Assembly Line

When I was ten years old I went on a road trip with my dad to New York City. On the way back we went through Michigan, and my dad decided to take me to the Henry Ford Museum. To be honest, I wasn’t really that interested in the cars that they had on display there, though they did have a very interesting antique car that was supposed to have been manufactured to the safest specifications possible. What I remember about that car was that the steering wheel was in the middle, and some of the seats were facing backwards. As I said though, I wasn’t so interested in the cars, I was more interested in the activities that they had for children.

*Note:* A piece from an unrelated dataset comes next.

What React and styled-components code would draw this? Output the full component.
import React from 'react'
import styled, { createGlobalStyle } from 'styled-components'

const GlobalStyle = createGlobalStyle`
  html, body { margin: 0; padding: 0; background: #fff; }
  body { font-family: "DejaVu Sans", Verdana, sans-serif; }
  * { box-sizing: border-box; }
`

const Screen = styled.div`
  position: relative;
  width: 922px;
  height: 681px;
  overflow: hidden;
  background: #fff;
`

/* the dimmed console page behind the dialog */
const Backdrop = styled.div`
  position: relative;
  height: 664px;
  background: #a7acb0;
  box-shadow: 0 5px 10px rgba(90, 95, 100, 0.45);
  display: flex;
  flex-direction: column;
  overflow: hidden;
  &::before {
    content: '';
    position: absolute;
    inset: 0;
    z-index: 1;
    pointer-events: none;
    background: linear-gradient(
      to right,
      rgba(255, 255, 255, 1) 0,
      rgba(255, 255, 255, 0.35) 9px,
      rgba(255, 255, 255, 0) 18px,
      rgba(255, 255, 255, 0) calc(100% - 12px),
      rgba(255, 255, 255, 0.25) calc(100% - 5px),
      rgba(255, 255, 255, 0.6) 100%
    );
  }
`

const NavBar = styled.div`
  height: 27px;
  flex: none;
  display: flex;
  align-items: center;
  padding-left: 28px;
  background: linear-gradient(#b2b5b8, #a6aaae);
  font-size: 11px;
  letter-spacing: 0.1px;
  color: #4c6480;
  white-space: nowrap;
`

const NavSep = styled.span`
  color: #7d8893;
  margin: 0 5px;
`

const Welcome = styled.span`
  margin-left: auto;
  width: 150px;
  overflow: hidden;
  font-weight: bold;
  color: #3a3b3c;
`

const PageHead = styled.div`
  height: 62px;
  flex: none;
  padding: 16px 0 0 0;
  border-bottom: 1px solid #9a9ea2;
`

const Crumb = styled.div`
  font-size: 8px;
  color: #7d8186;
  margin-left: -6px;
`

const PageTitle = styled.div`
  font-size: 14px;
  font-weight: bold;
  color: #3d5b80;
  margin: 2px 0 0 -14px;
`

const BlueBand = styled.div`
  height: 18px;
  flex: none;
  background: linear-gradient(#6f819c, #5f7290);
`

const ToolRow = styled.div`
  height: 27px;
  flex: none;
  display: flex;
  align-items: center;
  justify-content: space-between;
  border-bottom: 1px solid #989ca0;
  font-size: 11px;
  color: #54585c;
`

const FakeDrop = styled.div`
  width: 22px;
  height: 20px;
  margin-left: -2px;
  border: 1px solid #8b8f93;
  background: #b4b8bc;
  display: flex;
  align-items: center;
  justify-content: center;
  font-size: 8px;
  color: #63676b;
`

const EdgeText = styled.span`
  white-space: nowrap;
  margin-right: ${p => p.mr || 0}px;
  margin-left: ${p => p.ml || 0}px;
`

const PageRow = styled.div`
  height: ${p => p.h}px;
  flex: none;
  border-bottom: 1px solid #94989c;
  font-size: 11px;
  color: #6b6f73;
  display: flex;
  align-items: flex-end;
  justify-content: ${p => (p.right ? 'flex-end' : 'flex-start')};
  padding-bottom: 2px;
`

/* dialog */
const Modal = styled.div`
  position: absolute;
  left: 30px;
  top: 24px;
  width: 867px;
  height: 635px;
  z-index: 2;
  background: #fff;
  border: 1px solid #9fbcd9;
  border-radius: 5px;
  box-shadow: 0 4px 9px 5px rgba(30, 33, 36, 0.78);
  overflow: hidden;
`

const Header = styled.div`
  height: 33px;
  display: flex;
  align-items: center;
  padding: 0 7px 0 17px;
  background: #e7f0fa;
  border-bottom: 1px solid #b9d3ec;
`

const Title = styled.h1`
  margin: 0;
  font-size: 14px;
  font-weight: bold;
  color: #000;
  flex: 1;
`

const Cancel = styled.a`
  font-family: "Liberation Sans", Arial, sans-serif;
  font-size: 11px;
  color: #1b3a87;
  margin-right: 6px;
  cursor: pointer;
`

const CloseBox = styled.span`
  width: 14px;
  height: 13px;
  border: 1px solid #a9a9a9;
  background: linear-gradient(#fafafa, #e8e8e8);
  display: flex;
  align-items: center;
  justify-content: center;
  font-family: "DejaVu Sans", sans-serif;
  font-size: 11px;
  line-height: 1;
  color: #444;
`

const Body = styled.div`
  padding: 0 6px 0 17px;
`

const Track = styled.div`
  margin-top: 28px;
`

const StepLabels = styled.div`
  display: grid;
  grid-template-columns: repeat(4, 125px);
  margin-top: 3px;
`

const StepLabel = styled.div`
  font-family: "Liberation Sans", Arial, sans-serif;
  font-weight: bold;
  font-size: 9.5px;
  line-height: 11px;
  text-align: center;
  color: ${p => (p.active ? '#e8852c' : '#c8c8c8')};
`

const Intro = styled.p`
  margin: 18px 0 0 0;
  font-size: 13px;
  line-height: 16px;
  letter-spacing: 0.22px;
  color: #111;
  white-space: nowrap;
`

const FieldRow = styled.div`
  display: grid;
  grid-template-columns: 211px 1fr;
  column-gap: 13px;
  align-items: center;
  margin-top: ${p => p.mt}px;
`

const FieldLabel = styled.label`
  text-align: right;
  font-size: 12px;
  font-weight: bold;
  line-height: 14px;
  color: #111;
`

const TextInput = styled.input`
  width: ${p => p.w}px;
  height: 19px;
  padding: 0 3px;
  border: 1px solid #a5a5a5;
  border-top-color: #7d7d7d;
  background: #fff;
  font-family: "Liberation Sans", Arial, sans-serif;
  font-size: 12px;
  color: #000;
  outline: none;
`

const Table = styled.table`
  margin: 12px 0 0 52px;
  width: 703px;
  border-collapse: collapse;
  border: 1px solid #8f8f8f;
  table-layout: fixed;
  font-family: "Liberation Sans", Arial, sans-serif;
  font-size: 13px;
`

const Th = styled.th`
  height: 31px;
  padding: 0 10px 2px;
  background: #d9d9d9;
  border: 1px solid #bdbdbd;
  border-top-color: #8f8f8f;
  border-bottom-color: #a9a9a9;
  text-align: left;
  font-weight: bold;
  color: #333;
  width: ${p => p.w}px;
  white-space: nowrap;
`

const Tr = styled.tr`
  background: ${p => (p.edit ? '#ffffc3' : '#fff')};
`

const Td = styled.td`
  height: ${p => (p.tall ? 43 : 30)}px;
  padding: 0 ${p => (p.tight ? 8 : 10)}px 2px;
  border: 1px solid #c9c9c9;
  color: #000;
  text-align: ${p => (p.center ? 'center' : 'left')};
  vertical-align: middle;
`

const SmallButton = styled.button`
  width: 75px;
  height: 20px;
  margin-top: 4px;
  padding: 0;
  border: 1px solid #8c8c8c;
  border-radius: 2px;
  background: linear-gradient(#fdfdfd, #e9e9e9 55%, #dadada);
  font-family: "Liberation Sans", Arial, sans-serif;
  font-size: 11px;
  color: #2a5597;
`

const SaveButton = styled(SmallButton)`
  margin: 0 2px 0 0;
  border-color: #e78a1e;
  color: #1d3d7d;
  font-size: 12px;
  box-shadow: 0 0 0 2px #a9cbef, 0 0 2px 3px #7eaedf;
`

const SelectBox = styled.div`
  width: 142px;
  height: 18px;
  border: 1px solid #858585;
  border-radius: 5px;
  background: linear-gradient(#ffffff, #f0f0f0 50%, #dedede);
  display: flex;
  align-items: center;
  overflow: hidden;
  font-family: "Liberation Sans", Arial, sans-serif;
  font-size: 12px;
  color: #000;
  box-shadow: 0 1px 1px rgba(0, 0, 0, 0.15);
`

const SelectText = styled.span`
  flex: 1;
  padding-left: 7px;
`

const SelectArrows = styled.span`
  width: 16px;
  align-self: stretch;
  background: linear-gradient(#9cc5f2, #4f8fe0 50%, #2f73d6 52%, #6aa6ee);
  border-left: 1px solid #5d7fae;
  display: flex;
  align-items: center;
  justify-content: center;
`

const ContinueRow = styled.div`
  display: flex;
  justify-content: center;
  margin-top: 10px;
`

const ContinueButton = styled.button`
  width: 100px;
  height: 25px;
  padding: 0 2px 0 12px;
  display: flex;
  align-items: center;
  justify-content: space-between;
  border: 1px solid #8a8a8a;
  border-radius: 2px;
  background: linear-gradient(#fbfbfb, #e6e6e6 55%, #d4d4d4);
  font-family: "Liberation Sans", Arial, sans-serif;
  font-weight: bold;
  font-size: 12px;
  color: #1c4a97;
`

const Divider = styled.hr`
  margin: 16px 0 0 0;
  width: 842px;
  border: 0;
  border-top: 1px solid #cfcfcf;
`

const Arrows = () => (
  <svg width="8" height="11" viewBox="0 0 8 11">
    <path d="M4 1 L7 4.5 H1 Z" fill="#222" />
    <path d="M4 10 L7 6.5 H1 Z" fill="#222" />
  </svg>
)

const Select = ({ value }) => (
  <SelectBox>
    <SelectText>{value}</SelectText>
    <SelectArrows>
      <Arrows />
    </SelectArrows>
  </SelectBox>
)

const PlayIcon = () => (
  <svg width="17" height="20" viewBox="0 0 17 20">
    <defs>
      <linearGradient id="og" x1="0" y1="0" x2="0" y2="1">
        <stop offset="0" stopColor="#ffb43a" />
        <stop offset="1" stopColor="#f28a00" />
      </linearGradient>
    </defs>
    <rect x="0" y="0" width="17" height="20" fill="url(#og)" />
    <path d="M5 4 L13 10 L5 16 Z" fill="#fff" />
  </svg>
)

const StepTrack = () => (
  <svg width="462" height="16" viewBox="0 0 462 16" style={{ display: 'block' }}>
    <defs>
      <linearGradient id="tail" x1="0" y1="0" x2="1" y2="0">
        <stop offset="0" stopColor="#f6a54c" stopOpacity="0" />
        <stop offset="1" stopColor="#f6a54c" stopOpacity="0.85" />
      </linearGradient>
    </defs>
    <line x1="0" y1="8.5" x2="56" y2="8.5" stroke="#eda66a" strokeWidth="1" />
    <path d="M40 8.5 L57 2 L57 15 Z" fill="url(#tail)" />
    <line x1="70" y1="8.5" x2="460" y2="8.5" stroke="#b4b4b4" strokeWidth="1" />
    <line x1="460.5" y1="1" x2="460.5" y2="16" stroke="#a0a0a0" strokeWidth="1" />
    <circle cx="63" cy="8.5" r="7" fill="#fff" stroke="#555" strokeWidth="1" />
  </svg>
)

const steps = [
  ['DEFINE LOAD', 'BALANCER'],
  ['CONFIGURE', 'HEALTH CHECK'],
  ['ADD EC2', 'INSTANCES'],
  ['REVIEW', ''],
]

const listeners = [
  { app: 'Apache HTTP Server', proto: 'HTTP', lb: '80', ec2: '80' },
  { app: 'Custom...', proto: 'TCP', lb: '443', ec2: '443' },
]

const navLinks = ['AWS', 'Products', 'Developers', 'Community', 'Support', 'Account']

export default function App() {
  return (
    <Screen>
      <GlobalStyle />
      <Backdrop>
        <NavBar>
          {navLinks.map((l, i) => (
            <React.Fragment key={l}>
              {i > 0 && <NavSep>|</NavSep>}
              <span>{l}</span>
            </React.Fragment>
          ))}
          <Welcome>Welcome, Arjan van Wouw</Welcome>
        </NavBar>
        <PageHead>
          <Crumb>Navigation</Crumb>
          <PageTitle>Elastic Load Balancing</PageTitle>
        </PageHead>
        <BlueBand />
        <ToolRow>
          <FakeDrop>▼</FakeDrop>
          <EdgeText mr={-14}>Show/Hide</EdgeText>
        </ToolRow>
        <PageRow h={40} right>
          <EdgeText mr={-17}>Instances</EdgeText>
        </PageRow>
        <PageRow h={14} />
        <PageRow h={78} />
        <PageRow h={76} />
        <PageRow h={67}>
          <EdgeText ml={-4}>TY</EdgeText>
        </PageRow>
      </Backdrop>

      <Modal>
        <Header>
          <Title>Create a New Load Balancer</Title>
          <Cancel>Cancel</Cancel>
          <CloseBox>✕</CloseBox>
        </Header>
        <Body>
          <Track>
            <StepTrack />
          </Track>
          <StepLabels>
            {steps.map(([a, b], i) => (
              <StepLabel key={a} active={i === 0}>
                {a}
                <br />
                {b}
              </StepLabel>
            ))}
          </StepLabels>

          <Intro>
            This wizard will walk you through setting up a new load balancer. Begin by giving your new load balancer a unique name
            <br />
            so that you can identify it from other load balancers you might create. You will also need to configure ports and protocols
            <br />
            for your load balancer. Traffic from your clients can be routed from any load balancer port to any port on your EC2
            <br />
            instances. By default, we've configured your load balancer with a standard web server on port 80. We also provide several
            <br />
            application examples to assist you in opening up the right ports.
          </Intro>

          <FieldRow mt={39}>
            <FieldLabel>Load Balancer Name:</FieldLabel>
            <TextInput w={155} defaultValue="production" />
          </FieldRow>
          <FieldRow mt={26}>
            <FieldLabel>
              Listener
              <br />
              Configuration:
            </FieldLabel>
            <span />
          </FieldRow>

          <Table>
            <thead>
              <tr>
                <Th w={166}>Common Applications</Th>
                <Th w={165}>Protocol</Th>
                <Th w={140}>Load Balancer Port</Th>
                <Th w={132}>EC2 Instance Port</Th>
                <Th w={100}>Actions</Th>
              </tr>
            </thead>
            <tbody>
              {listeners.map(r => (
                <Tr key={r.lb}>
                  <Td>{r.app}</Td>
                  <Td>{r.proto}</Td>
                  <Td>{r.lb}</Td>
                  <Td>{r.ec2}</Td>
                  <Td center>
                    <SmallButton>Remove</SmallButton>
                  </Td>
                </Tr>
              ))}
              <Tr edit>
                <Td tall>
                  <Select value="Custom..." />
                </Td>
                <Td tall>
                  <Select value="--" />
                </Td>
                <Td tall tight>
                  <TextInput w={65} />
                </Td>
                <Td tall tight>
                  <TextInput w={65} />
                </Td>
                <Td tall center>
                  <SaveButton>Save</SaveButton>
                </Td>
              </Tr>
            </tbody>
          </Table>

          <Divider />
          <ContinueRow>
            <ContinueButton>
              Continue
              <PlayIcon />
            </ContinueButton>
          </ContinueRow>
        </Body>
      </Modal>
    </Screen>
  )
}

Being that it was Ford, the big deal was, of course, the assembly line. They had two activities with the purpose of teaching children how productive an assembly line is. The first was sort of a mini car manufacturing line. Each child, and their parents if they chose to participate, would stand along a small conveyor belt, with a pile of parts in front of them, axles, wheels, etcetera. Several wooden blocks would then be placed on the belt and the conveyor would start. Then each person would do their one job, for example one kid would do one axle, and I mean one axle, another kid would do the other axle. The same was true for wheels. At the end of the line there were about five of these little wooden cars produced. Comically enough it was kids putting these together, so the belt had to be shut off constantly in order for the kids to catch up.

The other activity they had, was a giant machine. The sole purpose of the machine was to get plastic balls, the kind found in children’s ball pits, from one end of this machine to other. Like I said it was a giant machine, and each part of the machine required some kind of human interaction for it to work. For example there were exercise bikes, that while pedaled would pump air through a tube, in order to push these plastic balls further along. My job was to use a stick with a baseball mitt attached to one end to lift the balls up and place them in another tube. Overall the entire machine was an impressive spectacle, though admittedly it would have been a lot faster to simply carry the balls across the room.

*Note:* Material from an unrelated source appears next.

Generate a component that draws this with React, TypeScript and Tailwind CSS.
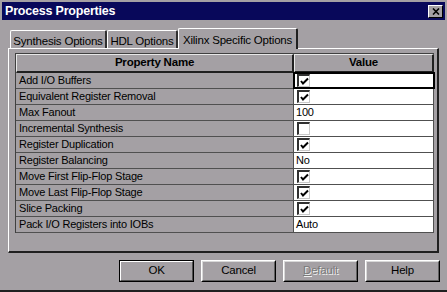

What I learned from this, however, was not that a group of people working together can accomplish a lot. No, what I learned was that assembly line work was just about the most boring thing I could think of. Using the baseball mitt to move balls around a couple feet was the most boring job I could think of, but then I reflected on all the different jobs there, and they were all just as bad, riding one of the exercise bikes wouldn’t have been any better, and none of the other “jobs” were particularly exciting either. Sure, the whole operation was impressive, but it really wasn’t that satisfying to know that I was a part of it.

I knew from a young age that assembly line work was one of the worst jobs you can get into. I knew that any job where you do the same thing over and over was a lousy job. Though, I can say, that at least in reality you get paid for doing it, and maybe, just maybe, that makes it worth it.